“Dopo un brusco calo tra marzo e maggio, a giugno il settore private equity ha registrato una netta ripresa, e c’è ottimismo sul fatto che gli investimenti aumenteranno nella seconda metà dell’anno”: è quanto rilevato da Hugh MacArthur, responsabile a livello globale dell’attività di Private Equity di Bain & Company, “questo potrebbe cambiare, data la natura imprevedibile della pandemia. Tuttavia, l’incremento nelle attività di diligence è indice del fatto che le società siano alla ricerca di nuove opportunità in cui investire”.

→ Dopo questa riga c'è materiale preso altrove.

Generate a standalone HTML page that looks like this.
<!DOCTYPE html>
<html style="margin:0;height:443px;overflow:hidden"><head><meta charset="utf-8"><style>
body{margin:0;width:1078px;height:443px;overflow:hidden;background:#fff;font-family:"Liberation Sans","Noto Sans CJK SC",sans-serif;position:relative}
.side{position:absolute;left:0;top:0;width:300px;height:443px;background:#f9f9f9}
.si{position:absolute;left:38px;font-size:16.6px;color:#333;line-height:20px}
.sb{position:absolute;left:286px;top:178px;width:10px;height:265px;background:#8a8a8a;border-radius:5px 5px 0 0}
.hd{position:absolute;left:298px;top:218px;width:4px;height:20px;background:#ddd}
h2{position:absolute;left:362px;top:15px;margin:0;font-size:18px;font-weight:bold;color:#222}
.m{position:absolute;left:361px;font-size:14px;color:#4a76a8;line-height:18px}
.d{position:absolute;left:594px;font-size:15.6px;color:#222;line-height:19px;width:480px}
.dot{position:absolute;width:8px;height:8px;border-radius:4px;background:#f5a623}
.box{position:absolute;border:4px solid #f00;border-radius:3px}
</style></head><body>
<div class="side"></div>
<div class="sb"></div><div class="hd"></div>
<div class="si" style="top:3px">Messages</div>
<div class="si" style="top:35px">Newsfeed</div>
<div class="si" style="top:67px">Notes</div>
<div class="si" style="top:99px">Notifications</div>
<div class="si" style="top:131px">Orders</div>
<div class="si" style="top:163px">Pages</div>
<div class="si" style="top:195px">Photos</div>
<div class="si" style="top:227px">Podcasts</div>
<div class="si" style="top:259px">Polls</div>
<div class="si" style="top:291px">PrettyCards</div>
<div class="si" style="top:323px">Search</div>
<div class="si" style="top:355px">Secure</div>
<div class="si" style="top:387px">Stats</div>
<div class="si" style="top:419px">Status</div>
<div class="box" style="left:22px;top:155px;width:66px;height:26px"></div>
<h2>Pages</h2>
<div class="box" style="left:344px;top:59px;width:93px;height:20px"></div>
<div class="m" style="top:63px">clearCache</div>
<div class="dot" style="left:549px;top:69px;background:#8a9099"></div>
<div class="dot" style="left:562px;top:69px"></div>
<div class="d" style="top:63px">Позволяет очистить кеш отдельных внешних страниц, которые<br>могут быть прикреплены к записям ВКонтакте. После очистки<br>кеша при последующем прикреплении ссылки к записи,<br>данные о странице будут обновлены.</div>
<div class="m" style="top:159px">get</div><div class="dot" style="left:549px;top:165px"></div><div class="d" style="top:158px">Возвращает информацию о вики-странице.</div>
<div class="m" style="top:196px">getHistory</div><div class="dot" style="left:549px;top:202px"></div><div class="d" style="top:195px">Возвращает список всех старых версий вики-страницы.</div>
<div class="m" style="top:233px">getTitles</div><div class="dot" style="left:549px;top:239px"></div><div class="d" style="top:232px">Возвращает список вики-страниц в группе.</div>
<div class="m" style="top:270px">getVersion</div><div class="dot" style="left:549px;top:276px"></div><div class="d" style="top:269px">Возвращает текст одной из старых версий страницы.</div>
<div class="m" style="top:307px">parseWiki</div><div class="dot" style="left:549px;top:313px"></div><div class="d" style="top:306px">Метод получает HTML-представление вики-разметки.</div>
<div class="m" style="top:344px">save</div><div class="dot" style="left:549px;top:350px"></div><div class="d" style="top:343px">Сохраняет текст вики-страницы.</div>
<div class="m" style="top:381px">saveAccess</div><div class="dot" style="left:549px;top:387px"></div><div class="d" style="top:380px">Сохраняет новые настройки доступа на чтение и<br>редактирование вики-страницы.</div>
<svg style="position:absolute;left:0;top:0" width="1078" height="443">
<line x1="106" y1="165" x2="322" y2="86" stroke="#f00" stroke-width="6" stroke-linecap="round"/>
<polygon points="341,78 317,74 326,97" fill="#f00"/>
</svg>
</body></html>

Secondo quanto calcolato dalla società di consulenza Bain & Company il numero di operazioni di private equity è sceso del 36% nel continente americano e del 34% nell’area EMEA nel primo semestre del 2020, anno su anno.
Dopo questa brusca battuta d’arresto, però, il settore ha iniziato già a riprendersi. “A giugno i deal sono aumentati in maniera solida nelle Americhe e nell’area EMEA, registrando un balzo anche in Cina e lo slancio positivo si sta consolidando in tutto il mercato”, ha fatto sapere la società.
Una reazione diversa rispetto al 2008
Rispetto al post-2008 la ripresa del private equity sta avviandosi con molta più prontezza. A questo fenomeno ha contribuito il fatto che l’industria abbia raccolto 2.600 miliardi di dollari di capitale, più del doppio di quello che aveva all’inizio dell’ultima recessione, somme al momento ferme nelle casse delle società.
“Il tempo gioca contro questo capitale, il che significa che le società cercano urgentemente di fare affari”, afferma Bain & Company. In secondo luogo, c’è un ampio incentivo a investire: il settore – con l’ultima recessione – ha imparato che gli investimenti fatti vicino alla fine del ciclo tendono a garantire rendimenti superiori alla media. In effetti, la finestra per trovare asset a prezzi vantaggiosi potrebbe essersi già chiusa; i mercati azionari e il debito pubblico hanno infatti già ampiamente recuperato rispetto ai minimi toccati durante il Covid.
Gli investitori, inoltre, ritengono che questa flessione abbia una natura diversa rispetto alla precedente crisi. “Lo shock finanziario globale del 2008 ha messo in luce i grossi problemi strutturali del sistema bancario, invece la contrazione dovuta al Covid-19 è stata associata più a un disastro naturale, che non rifletteva la debolezza della domanda sottostante”, ha commentato continua Roberto Fiorello, responsabile della practice di Private Equity di Bain & Company in Italia, “resta ovviamente il rischio reale che l’effetto Covid-19 sull’attività dei consumatori duri abbastanza a lungo da trasformarsi in una crisi finanziaria, ma per ora il mercato scommette su qualcosa di più ottimistico.
Non c’è dubbio, tuttavia, che la perdurante incertezza renda difficile consolidare la fiducia di acquirenti e venditori, considerando anche che la volatilità del mercato rende complesso fare valutazioni”.